** Extracted entries **
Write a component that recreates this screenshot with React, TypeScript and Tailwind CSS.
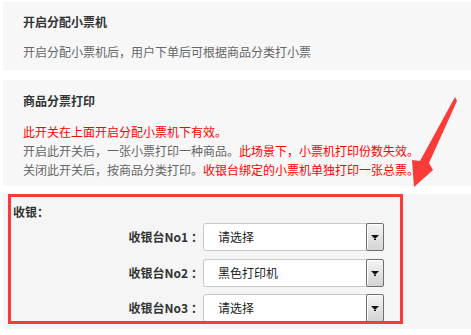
...
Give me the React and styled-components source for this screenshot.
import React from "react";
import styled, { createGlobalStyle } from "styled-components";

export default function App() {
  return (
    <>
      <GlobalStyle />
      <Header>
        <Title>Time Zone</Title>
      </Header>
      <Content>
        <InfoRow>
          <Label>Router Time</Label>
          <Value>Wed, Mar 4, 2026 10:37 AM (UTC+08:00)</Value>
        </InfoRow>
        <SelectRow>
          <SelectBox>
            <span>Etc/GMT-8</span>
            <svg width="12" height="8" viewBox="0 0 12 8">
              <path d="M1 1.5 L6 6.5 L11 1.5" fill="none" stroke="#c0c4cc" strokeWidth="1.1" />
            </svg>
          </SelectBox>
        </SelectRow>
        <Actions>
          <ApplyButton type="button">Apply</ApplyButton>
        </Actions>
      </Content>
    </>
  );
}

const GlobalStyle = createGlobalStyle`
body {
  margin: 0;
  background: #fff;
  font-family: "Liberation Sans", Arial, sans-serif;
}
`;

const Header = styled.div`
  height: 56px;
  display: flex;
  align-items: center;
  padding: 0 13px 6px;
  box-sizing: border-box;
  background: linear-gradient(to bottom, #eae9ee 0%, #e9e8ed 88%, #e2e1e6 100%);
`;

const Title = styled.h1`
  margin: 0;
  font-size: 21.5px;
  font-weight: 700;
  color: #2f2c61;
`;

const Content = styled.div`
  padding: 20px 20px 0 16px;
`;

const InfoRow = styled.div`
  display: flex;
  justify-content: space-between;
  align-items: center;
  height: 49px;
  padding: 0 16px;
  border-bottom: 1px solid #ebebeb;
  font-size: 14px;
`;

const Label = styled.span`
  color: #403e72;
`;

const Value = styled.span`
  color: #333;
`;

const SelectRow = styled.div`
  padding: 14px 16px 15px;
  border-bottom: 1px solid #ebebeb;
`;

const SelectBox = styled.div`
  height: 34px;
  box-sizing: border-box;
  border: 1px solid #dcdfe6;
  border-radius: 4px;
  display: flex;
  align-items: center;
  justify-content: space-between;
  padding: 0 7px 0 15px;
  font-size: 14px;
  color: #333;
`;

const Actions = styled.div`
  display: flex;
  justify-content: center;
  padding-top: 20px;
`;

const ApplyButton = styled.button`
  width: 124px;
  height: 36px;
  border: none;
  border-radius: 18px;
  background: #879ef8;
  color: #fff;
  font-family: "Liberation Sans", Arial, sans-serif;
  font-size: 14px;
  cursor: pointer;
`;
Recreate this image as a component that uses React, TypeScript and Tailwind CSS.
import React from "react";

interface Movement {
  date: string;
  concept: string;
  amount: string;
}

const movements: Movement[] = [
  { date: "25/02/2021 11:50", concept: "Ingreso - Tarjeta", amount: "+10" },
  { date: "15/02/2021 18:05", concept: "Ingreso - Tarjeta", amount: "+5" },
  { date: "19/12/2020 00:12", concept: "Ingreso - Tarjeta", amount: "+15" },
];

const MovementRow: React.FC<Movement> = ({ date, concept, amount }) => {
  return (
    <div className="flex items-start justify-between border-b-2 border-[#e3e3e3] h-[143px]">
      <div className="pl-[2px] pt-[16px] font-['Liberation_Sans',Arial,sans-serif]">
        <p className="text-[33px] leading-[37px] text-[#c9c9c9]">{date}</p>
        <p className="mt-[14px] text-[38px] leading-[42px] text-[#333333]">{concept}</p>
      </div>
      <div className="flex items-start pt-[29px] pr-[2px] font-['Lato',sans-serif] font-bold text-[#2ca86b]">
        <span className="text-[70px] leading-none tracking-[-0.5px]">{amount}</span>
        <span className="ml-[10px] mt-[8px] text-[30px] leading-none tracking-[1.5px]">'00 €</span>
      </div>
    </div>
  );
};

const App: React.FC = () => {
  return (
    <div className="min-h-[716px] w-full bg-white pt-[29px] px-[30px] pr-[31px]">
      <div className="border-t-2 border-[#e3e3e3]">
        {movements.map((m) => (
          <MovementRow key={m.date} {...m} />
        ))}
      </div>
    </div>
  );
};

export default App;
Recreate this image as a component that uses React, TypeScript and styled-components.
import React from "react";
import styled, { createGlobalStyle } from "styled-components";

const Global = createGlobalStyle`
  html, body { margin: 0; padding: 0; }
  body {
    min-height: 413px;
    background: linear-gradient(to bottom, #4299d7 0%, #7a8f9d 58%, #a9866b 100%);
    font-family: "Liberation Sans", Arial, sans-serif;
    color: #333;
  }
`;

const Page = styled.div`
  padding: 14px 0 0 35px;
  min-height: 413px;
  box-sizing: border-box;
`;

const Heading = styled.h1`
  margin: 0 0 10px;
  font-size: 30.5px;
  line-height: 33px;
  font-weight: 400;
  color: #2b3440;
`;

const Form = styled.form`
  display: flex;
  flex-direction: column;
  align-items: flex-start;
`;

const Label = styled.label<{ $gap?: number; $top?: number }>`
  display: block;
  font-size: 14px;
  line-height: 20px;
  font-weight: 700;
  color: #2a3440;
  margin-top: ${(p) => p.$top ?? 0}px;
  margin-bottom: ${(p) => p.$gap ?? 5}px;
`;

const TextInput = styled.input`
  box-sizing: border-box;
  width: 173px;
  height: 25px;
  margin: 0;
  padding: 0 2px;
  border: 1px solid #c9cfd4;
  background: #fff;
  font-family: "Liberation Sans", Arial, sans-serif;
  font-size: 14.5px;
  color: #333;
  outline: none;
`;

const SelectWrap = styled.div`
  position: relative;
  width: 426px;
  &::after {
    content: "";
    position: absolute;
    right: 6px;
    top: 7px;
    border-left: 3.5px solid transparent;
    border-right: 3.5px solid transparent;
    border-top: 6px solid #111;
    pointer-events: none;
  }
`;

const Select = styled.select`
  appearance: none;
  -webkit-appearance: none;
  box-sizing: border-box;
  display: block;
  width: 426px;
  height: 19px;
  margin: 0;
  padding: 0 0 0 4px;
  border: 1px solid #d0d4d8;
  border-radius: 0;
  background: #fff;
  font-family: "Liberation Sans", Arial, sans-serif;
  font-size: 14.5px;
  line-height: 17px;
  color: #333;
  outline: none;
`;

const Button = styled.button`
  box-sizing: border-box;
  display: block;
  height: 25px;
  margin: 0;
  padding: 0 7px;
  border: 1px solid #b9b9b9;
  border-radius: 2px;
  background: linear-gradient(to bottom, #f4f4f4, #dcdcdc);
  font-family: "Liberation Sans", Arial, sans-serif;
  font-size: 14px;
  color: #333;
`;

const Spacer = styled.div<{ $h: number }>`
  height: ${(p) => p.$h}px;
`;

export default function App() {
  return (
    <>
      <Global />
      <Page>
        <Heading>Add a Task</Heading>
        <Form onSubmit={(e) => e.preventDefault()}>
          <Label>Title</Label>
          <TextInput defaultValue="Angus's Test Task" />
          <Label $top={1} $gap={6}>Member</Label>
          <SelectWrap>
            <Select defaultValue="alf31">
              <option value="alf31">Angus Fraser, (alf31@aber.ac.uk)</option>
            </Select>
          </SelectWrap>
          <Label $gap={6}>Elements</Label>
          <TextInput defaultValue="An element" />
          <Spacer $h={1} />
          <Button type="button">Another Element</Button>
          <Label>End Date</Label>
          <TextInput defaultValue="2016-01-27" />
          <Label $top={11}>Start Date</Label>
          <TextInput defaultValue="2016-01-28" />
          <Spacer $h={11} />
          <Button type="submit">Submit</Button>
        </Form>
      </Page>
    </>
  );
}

** What is needed **
Of all the lines above, how many contain "components"? Give the number and nothing more.

** Solved problem **
4